What makes this kind of self-delusion particularly extraordinary is that, not only was slavery repugnant, it was also known to be economically inefficient, even in Washington’s day, as Dr David Stuart, from his extended family, made clear: ‘[Slaves’] support costs a great deal; their work is worth little if they are not whipped; the [overseer] costs a great deal and steals into the bargain. We would all agree to free these people, but how to do it with such a great number?’
I say nothing for Taney, but Washington and Jefferson were outstanding men who understood the issues. Yet even they felt powerless to act. It’s that ‘how to do it’ in David Stuart’s words that is most striking: he knew what was right and he knew it was expedient but he saw no means to do it.
Curiously the same impotence to overcome entrenched wrong has marked many of the other great abuses in history, whether discrimination against religious minorities, the denial of rights to women, the use of child labour, the refusal of minimal protections to workers.
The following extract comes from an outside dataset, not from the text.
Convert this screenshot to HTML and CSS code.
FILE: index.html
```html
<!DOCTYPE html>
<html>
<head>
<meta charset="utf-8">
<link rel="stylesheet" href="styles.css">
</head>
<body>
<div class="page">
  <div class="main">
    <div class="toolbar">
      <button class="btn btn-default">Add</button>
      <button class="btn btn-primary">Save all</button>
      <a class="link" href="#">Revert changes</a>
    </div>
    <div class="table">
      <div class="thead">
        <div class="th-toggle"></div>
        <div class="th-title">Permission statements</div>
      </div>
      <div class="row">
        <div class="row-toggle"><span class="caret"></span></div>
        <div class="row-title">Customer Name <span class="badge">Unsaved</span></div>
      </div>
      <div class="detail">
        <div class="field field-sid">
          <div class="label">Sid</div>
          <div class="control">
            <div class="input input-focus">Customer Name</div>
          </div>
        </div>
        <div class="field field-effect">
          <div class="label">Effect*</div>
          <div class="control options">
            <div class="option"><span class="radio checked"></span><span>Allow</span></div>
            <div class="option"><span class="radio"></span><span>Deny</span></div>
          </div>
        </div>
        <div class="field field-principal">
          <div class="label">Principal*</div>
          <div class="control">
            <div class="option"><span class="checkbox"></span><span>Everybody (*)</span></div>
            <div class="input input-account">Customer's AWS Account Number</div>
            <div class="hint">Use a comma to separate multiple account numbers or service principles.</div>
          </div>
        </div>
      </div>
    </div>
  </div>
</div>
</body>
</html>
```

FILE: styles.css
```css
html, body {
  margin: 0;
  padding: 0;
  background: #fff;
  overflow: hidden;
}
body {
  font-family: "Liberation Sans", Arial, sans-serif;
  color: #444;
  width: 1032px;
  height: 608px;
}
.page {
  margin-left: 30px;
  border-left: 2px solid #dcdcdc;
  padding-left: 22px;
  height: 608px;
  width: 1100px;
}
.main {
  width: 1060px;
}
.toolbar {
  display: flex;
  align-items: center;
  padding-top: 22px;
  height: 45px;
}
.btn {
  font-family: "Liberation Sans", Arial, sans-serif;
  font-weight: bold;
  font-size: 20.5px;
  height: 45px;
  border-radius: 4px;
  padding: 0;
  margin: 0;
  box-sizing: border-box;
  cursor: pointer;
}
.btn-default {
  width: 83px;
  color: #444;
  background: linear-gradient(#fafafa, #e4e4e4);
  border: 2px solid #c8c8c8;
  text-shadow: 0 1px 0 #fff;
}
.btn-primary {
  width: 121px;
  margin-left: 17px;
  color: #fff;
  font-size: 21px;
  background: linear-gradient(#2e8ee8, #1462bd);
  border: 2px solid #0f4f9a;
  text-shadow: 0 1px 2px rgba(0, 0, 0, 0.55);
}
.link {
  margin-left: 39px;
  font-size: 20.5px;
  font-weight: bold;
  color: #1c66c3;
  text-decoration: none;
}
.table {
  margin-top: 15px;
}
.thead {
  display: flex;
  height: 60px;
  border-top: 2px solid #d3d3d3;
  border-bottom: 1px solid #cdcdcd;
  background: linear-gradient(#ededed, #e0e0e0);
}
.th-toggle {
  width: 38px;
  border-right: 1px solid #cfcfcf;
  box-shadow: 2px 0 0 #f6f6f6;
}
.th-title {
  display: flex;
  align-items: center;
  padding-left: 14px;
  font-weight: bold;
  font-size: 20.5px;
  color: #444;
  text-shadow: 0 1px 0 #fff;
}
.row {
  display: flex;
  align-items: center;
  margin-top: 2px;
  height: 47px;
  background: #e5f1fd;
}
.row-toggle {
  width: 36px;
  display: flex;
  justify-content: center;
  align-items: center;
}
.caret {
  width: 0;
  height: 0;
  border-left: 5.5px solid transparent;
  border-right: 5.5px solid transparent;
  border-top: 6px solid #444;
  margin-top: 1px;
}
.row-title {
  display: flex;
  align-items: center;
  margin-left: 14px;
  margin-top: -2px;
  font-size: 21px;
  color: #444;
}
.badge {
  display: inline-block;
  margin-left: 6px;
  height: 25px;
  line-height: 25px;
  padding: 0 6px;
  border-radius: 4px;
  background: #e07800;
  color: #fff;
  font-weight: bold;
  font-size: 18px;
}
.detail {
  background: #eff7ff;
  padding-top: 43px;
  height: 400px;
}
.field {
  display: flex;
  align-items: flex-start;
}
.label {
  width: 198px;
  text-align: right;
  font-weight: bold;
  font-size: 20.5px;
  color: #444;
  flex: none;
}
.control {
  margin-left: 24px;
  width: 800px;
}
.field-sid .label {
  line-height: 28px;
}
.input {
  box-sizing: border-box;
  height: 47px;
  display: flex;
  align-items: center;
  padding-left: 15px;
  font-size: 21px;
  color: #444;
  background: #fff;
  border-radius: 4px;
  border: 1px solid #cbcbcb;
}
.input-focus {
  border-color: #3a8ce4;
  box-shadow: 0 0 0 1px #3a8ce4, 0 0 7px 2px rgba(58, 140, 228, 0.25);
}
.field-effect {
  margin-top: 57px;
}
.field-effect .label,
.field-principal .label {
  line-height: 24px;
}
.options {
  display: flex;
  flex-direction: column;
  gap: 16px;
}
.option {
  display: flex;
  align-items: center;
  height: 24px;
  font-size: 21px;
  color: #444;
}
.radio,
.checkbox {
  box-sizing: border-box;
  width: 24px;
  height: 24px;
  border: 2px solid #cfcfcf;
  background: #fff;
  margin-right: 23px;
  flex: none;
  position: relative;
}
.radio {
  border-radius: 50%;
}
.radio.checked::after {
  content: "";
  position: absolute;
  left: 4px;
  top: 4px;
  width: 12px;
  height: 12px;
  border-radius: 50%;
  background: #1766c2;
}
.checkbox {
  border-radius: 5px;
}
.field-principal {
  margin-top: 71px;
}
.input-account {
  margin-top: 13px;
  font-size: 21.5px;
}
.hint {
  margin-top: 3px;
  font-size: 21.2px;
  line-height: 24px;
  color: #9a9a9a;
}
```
They have been preserved either by a self-delusion worthy of a Taney, or by a failure to act by those who knew that change was needed. ‘All that is necessary for evil to triumph is for good men to do nothing,’ wrote Edmund Burke. Slavery is a classic case of an evil that was not extirpated because good men did nothing (and a few bad ones did a great deal too much).
Edmund Burke: understood how evil could triumph |
But when we look at the Washingtons and the Jeffersons and wonder how they could have lived with that abomination, we should pause a moment and ask ourselves a few questions too. Because right now, in our own advanced, democratic countries we’re tolerating abuses which may in turn come to be regarded as just as incomprehensible as slavery.
In Britain, thirty people a week are dying after having been deemed fit for work by an agency acting for government. This means that terribly ill individuals, often disabled, are being denied benefits, their suffering hugely increased as they go to their deaths. This is presented as tough but intelligent economics.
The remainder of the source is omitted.